Het houdverbod kan inhouden dat iemand geen dieren, minder dieren of bepaalde diersoorten niet mag houden of bezitten. Dat kon tot nu toe alleen als “bijkomende” straf, dus bijvoorbeeld naast een voorwaardelijke veroordeling, maar mag dus voortaan ook als zelfstandige maatregel worden opgelegd. Het direct ingaan van het verbod betekent dat iemand die door de rechtbank is veroordeeld in afwachting van het hoger beroep nog jarenlang onder erbarmelijke omstandigheden dieren kan houden.
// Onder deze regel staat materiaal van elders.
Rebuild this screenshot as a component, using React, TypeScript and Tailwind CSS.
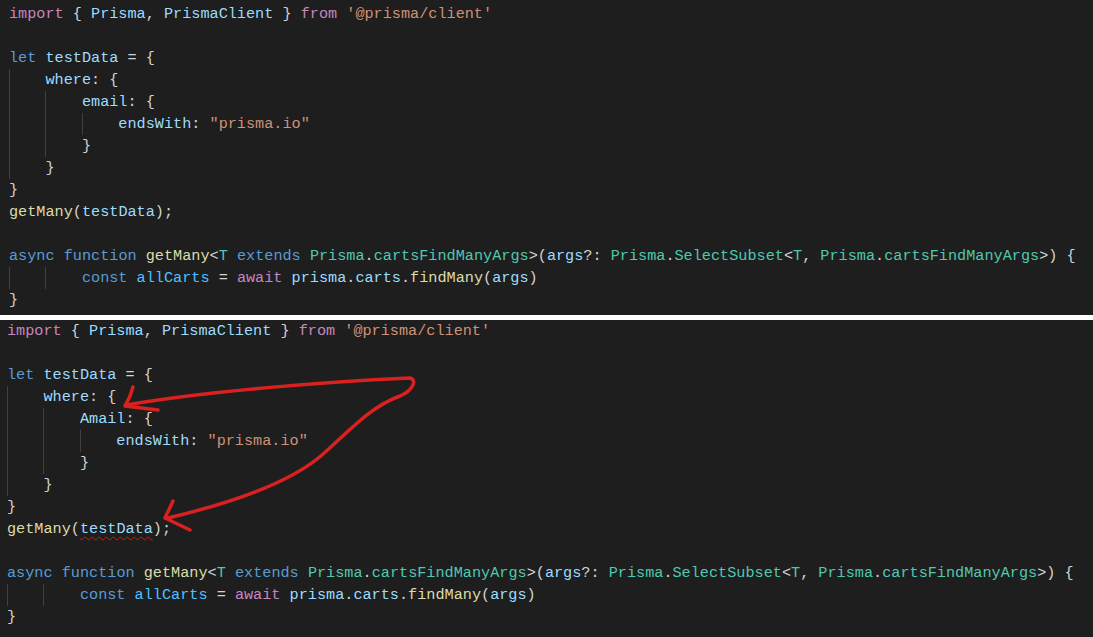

Ook worden bijtincidenten door honden harder aangepakt door het aanhitsen van een dier als misdrijf aan te merken. Nu is dit nog strafbaar als overtreding. Het strafmaximum wordt verdubbeld van zes maanden naar één jaar. Het komt steeds vaker voor dat honden specifiek worden getraind op kracht en agressiviteit, bijvoorbeeld om de hond als statussymbool te laten dienen of te laten deelnemen aan hondengevechten. Bijtincidenten met dergelijke honden leiden regelmatig tot tragische ongevallen, met soms de dood van het slachtoffer als gevolg.
Bedrijven die hun dieren niet goed verzorgen kunnen voortaan direct worden stilgelegd, zoals veehouderijen of dierenwinkels, maar dus ook broodfokkers. Dat gebeurt als de gezondheid van mens of dier in gevaar is. Dit wetsvoorstel regelt dat dit ook kan wanneer het welzijn van het dier geschaad wordt, bijvoorbeeld door ondervoeding of slechte verzorging.
Verder kan dankzij dit wetsvoorstel een bestuurlijke boete worden opgelegd aan mensen die dieren die bepaalde ingrepen hebben ondergaan laten deelnemen aan wedstrijden, tentoonstellingen en keuringen. Het gaat dan bijvoorbeeld om honden met een gecoupeerde staart. Dat is nu al verboden als het gaat om een ingreep zonder medische noodzaak, maar in de praktijk komt dit toch nog voor. De uitbreiding van het verbod maakt het mogelijk dat overtreders passend worden bestraft en vergroot de naleving.
Tot slot wordt het mogelijk om een educatieve maatregel op te leggen bij een overtreding van de wettelijke bepalingen over dierenwelzijn. Uit onderzoek blijkt dat onkunde bij houders een belangrijke oorzaak is voor ongerief bij gezelschapsdieren. Zonder het verbeteren van de kennis en vaardigheden van de houder is de kans groot dat de houder in herhaling zal vallen. Met de educatieve maatregel kan op de lange duur het onbedoeld overtreden van deze normen worden voorkomen. Houders worden zo in staat gesteld om hun dieren op een verantwoorde manier te houden.